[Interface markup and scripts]
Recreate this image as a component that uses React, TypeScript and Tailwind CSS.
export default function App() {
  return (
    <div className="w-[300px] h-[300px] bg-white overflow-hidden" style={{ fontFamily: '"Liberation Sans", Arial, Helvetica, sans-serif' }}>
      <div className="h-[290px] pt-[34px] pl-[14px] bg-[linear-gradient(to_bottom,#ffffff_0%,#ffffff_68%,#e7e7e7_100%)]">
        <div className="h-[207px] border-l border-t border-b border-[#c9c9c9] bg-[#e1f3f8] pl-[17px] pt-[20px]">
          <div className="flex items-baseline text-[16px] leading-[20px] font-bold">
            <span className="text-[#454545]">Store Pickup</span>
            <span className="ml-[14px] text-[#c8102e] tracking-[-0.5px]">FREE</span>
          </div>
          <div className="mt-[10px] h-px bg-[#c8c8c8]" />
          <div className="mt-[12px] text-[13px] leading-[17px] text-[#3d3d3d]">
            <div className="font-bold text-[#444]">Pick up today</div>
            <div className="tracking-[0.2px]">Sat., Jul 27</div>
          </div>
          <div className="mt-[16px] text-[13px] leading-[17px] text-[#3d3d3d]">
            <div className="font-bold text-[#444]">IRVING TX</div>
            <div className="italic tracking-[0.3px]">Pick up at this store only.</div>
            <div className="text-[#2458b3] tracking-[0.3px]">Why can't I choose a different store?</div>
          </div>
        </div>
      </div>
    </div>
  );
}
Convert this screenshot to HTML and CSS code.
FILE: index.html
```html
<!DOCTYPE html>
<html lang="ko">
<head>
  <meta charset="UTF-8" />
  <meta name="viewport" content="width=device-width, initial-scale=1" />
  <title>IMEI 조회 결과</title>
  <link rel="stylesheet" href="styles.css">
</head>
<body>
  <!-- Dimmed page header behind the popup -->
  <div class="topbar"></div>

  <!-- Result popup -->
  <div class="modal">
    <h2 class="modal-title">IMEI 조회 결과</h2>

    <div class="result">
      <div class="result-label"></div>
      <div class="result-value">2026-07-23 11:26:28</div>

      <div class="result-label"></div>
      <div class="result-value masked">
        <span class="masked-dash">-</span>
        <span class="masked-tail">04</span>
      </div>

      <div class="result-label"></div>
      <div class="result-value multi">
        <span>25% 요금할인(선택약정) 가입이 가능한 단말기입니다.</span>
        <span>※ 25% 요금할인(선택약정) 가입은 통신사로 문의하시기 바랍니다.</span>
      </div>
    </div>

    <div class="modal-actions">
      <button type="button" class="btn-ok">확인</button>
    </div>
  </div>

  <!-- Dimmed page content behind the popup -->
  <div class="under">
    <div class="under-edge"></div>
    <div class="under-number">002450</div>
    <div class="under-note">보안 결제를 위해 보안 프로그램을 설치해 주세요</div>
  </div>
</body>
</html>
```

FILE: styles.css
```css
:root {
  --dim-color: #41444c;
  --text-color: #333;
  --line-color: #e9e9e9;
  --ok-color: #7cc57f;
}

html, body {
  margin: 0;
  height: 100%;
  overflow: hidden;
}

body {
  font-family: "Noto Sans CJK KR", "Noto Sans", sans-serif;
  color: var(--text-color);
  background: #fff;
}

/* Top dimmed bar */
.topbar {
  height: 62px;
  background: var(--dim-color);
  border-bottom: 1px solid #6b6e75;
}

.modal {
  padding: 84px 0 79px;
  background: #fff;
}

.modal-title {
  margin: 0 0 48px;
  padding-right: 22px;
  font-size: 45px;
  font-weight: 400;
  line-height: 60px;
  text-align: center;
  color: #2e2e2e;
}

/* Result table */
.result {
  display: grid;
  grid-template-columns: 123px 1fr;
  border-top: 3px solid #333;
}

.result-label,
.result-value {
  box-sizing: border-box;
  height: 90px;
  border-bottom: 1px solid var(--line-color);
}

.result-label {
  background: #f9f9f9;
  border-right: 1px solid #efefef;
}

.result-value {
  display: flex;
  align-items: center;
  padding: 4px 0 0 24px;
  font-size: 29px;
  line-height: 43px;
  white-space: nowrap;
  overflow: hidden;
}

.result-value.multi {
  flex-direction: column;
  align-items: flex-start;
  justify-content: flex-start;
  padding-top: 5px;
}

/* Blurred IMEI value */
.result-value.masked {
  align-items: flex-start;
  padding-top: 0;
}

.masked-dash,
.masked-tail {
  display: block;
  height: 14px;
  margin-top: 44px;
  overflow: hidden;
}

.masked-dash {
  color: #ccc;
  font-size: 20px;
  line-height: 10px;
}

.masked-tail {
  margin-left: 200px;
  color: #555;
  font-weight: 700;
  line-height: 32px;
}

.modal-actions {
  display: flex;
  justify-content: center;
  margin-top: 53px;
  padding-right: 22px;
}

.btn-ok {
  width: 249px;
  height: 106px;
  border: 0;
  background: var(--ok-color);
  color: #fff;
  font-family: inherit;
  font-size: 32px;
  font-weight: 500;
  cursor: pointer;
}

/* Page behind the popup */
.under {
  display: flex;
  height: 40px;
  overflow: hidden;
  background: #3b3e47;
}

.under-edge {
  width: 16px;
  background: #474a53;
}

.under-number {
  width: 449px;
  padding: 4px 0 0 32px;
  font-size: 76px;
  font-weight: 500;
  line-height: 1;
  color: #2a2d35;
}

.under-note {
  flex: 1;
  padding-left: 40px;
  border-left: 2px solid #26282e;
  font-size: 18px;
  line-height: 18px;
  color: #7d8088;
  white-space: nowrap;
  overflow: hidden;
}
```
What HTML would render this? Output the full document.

* _Instruction_
Each entry above needs to be retyped exactly.

* _Task answer_
Recreate this image as a component that uses React, TypeScript and Tailwind CSS.
export default function App() {
  return (
    <div className="w-[300px] h-[300px] bg-white overflow-hidden" style={{ fontFamily: '"Liberation Sans", Arial, Helvetica, sans-serif' }}>
      <div className="h-[290px] pt-[34px] pl-[14px] bg-[linear-gradient(to_bottom,#ffffff_0%,#ffffff_68%,#e7e7e7_100%)]">
        <div className="h-[207px] border-l border-t border-b border-[#c9c9c9] bg-[#e1f3f8] pl-[17px] pt-[20px]">
          <div className="flex items-baseline text-[16px] leading-[20px] font-bold">
            <span className="text-[#454545]">Store Pickup</span>
            <span className="ml-[14px] text-[#c8102e] tracking-[-0.5px]">FREE</span>
          </div>
          <div className="mt-[10px] h-px bg-[#c8c8c8]" />
          <div className="mt-[12px] text-[13px] leading-[17px] text-[#3d3d3d]">
            <div className="font-bold text-[#444]">Pick up today</div>
            <div className="tracking-[0.2px]">Sat., Jul 27</div>
          </div>
          <div className="mt-[16px] text-[13px] leading-[17px] text-[#3d3d3d]">
            <div className="font-bold text-[#444]">IRVING TX</div>
            <div className="italic tracking-[0.3px]">Pick up at this store only.</div>
            <div className="text-[#2458b3] tracking-[0.3px]">Why can't I choose a different store?</div>
          </div>
        </div>
      </div>
    </div>
  );
}
Convert this screenshot to HTML and CSS code.
FILE: index.html
```html
<!DOCTYPE html>
<html lang="ko">
<head>
  <meta charset="UTF-8" />
  <meta name="viewport" content="width=device-width, initial-scale=1" />
  <title>IMEI 조회 결과</title>
  <link rel="stylesheet" href="styles.css">
</head>
<body>
  <!-- Dimmed page header behind the popup -->
  <div class="topbar"></div>

  <!-- Result popup -->
  <div class="modal">
    <h2 class="modal-title">IMEI 조회 결과</h2>

    <div class="result">
      <div class="result-label"></div>
      <div class="result-value">2026-07-23 11:26:28</div>

      <div class="result-label"></div>
      <div class="result-value masked">
        <span class="masked-dash">-</span>
        <span class="masked-tail">04</span>
      </div>

      <div class="result-label"></div>
      <div class="result-value multi">
        <span>25% 요금할인(선택약정) 가입이 가능한 단말기입니다.</span>
        <span>※ 25% 요금할인(선택약정) 가입은 통신사로 문의하시기 바랍니다.</span>
      </div>
    </div>

    <div class="modal-actions">
      <button type="button" class="btn-ok">확인</button>
    </div>
  </div>

  <!-- Dimmed page content behind the popup -->
  <div class="under">
    <div class="under-edge"></div>
    <div class="under-number">002450</div>
    <div class="under-note">보안 결제를 위해 보안 프로그램을 설치해 주세요</div>
  </div>
</body>
</html>
```

FILE: styles.css
```css
:root {
  --dim-color: #41444c;
  --text-color: #333;
  --line-color: #e9e9e9;
  --ok-color: #7cc57f;
}

html, body {
  margin: 0;
  height: 100%;
  overflow: hidden;
}

body {
  font-family: "Noto Sans CJK KR", "Noto Sans", sans-serif;
  color: var(--text-color);
  background: #fff;
}

/* Top dimmed bar */
.topbar {
  height: 62px;
  background: var(--dim-color);
  border-bottom: 1px solid #6b6e75;
}

.modal {
  padding: 84px 0 79px;
  background: #fff;
}

.modal-title {
  margin: 0 0 48px;
  padding-right: 22px;
  font-size: 45px;
  font-weight: 400;
  line-height: 60px;
  text-align: center;
  color: #2e2e2e;
}

/* Result table */
.result {
  display: grid;
  grid-template-columns: 123px 1fr;
  border-top: 3px solid #333;
}

.result-label,
.result-value {
  box-sizing: border-box;
  height: 90px;
  border-bottom: 1px solid var(--line-color);
}

.result-label {
  background: #f9f9f9;
  border-right: 1px solid #efefef;
}

.result-value {
  display: flex;
  align-items: center;
  padding: 4px 0 0 24px;
  font-size: 29px;
  line-height: 43px;
  white-space: nowrap;
  overflow: hidden;
}

.result-value.multi {
  flex-direction: column;
  align-items: flex-start;
  justify-content: flex-start;
  padding-top: 5px;
}

/* Blurred IMEI value */
.result-value.masked {
  align-items: flex-start;
  padding-top: 0;
}

.masked-dash,
.masked-tail {
  display: block;
  height: 14px;
  margin-top: 44px;
  overflow: hidden;
}

.masked-dash {
  color: #ccc;
  font-size: 20px;
  line-height: 10px;
}

.masked-tail {
  margin-left: 200px;
  color: #555;
  font-weight: 700;
  line-height: 32px;
}

.modal-actions {
  display: flex;
  justify-content: center;
  margin-top: 53px;
  padding-right: 22px;
}

.btn-ok {
  width: 249px;
  height: 106px;
  border: 0;
  background: var(--ok-color);
  color: #fff;
  font-family: inherit;
  font-size: 32px;
  font-weight: 500;
  cursor: pointer;
}

/* Page behind the popup */
.under {
  display: flex;
  height: 40px;
  overflow: hidden;
  background: #3b3e47;
}

.under-edge {
  width: 16px;
  background: #474a53;
}

.under-number {
  width: 449px;
  padding: 4px 0 0 32px;
  font-size: 76px;
  font-weight: 500;
  line-height: 1;
  color: #2a2d35;
}

.under-note {
  flex: 1;
  padding-left: 40px;
  border-left: 2px solid #26282e;
  font-size: 18px;
  line-height: 18px;
  color: #7d8088;
  white-space: nowrap;
  overflow: hidden;
}
```
What HTML would render this? Output the full document.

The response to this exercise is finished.